Personal Worth and Pursuing Wisdom


Before the impromptu tribute to The Doors in my last post, I had gone through the cathartic exercise of describing aspects of my life that I didn't find particularly agreeable. I intend for this post to be more positive and constructive, with a focus on solutions to those problems. Along the way, there will be opportunities aplenty for discussing big-picture concepts like wisdom and good lives.

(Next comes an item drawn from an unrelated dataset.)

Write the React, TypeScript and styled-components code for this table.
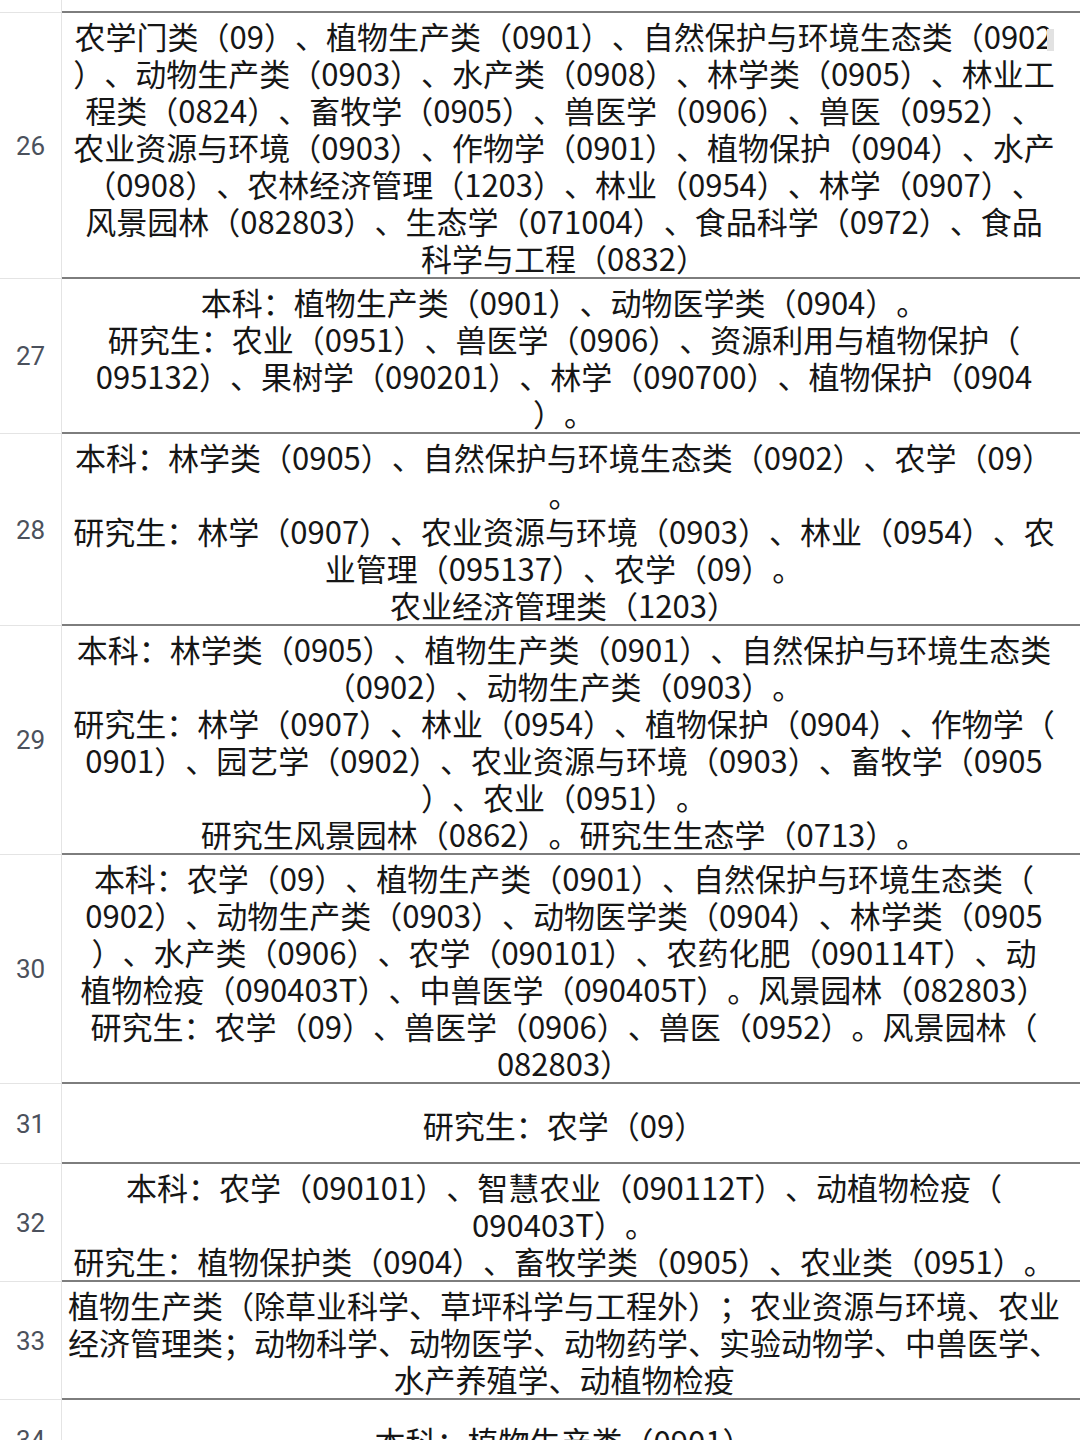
import styled, { createGlobalStyle } from 'styled-components';

const GlobalStyle = createGlobalStyle`
  html, body {
    margin: 0;
    padding: 0;
    background: #ffffff;
  }
  body {
    font-family: "Noto Sans CJK SC", "Noto Sans", sans-serif;
  }
`;

interface MajorRow {
  no: string;
  lines: string[];
}

const rows: MajorRow[] = [
  {
    no: '26',
    lines: [
      '农学门类（09）、植物生产类（0901）、自然保护与环境生态类（0902',
      '）、动物生产类（0903）、水产类（0908）、林学类（0905）、林业工',
      '程类（0824）、畜牧学（0905）、兽医学（0906）、兽医（0952）、',
      '农业资源与环境（0903）、作物学（0901）、植物保护（0904）、水产',
      '（0908）、农林经济管理（1203）、林业（0954）、林学（0907）、',
      '风景园林（082803）、生态学（071004）、食品科学（0972）、食品',
      '科学与工程（0832）',
    ],
  },
  {
    no: '27',
    lines: [
      '本科：植物生产类（0901）、动物医学类（0904）。',
      '研究生：农业（0951）、兽医学（0906）、资源利用与植物保护（',
      '095132）、果树学（090201）、林学（090700）、植物保护（0904',
      '）。',
    ],
  },
  {
    no: '28',
    lines: [
      '本科：林学类（0905）、自然保护与环境生态类（0902）、农学（09）',
      '。',
      '研究生：林学（0907）、农业资源与环境（0903）、林业（0954）、农',
      '业管理（095137）、农学（09）。',
      '农业经济管理类（1203）',
    ],
  },
  {
    no: '29',
    lines: [
      '本科：林学类（0905）、植物生产类（0901）、自然保护与环境生态类',
      '（0902）、动物生产类（0903）。',
      '研究生：林学（0907）、林业（0954）、植物保护（0904）、作物学（',
      '0901）、园艺学（0902）、农业资源与环境（0903）、畜牧学（0905',
      '）、农业（0951）。',
      '研究生风景园林（0862）。研究生生态学（0713）。',
    ],
  },
  {
    no: '30',
    lines: [
      '本科：农学（09）、植物生产类（0901）、自然保护与环境生态类（',
      '0902）、动物生产类（0903）、动物医学类（0904）、林学类（0905',
      '）、水产类（0906）、农学（090101）、农药化肥（090114T）、动',
      '植物检疫（090403T）、中兽医学（090405T）。风景园林（082803）',
      '研究生：农学（09）、兽医学（0906）、兽医（0952）。风景园林（',
      '082803）',
    ],
  },
  {
    no: '31',
    lines: ['研究生：农学（09）'],
  },
  {
    no: '32',
    lines: [
      '本科：农学（090101）、智慧农业（090112T）、动植物检疫（',
      '090403T）。',
      '研究生：植物保护类（0904）、畜牧学类（0905）、农业类（0951）。',
    ],
  },
  {
    no: '33',
    lines: [
      '植物生产类（除草业科学、草坪科学与工程外）；农业资源与环境、农业',
      '经济管理类；动物科学、动物医学、动物药学、实验动物学、中兽医学、',
      '水产养殖学、动植物检疫',
    ],
  },
  {
    no: '34',
    lines: ['本科：植物生产类（0901）'],
  },
];

const Table = styled.div`
  width: 1080px;
  height: 1440px;
  overflow: hidden;
  display: flex;
  flex-direction: column;
`;

const Row = styled.div`
  display: flex;
  align-items: stretch;
  flex: none;
`;

const NumCell = styled.div`
  width: 61px;
  flex: none;
  display: flex;
  align-items: center;
  justify-content: center;
  border-right: 1px solid #e4e4e4;
  border-bottom: 1px solid #e4e4e4;
  font-family: Roboto, "Noto Sans", sans-serif;
  font-size: 26px;
  color: #4b515c;
`;

const ContentCell = styled.div<{ $stub?: boolean }>`
  flex: 1;
  min-width: 0;
  min-height: ${(p) => (p.$stub ? '11px' : '73px')};
  height: ${(p) => (p.$stub ? '11px' : 'auto')};
  box-sizing: content-box;
  padding: ${(p) => (p.$stub ? '0' : '4px 14px 1px 0')};
  display: flex;
  flex-direction: column;
  justify-content: center;
  border-bottom: 2px solid #7d7d7d;
`;

const Line = styled.div`
  white-space: nowrap;
  text-align: center;
  font-size: 31px;
  line-height: 37px;
  height: 37px;
  color: #161616;
  text-spacing-trim: space-all;
  font-feature-settings: "halt" 0, "palt" 0;
`;

const Caret = styled.span`
  display: inline-block;
  width: 7px;
  height: 22px;
  margin-left: -6px;
  vertical-align: -2px;
  background: #e2e2e2;
`;

export default function App() {
  return (
    <Table>
      <GlobalStyle />
      <Row>
        <NumCell />
        <ContentCell $stub />
      </Row>
      {rows.map((row) => (
        <Row key={row.no}>
          <NumCell>{row.no}</NumCell>
          <ContentCell>
            {row.lines.map((line, i) => (
              <Line key={i}>
                {line}
                {row.no === '26' && i === 0 && <Caret />}
              </Line>
            ))}
          </ContentCell>
        </Row>
      ))}
    </Table>
  );
}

I have a tendency to focus on knowing and learning, and am not as comfortable with bargaining and earning. I don't believe that a trade-off exists between these two activities – after all, many people learn to earn. Instead, I suspect that my discomfort stems from a difficulty to put a price tag on my skills. Neither do I want to undervalue myself and be taken advantage of, nor do I wish to exploit others by demanding more than what is fair. If there were a way for me to make a clear, objective self-evaluation, I would feel more at ease while negotiating a salary, setting a consultation fee, or engaging in similar business transactions that involve fuzzy, intangible services.
Even when there are established market rates for some of these services, the quality of work that different service providers offer can vary tremendously. There might be exceptions, where every service provider's output is worth the same. However, even a seemingly trivial task (like screwing caps onto tubes of toothpaste) can be performed with varying degrees of precision and diligence. Perhaps truly discrete, pass-or-fail activities don't exist at all, and if they do, there's a good chance that they're not worth enough to pay a human to perform.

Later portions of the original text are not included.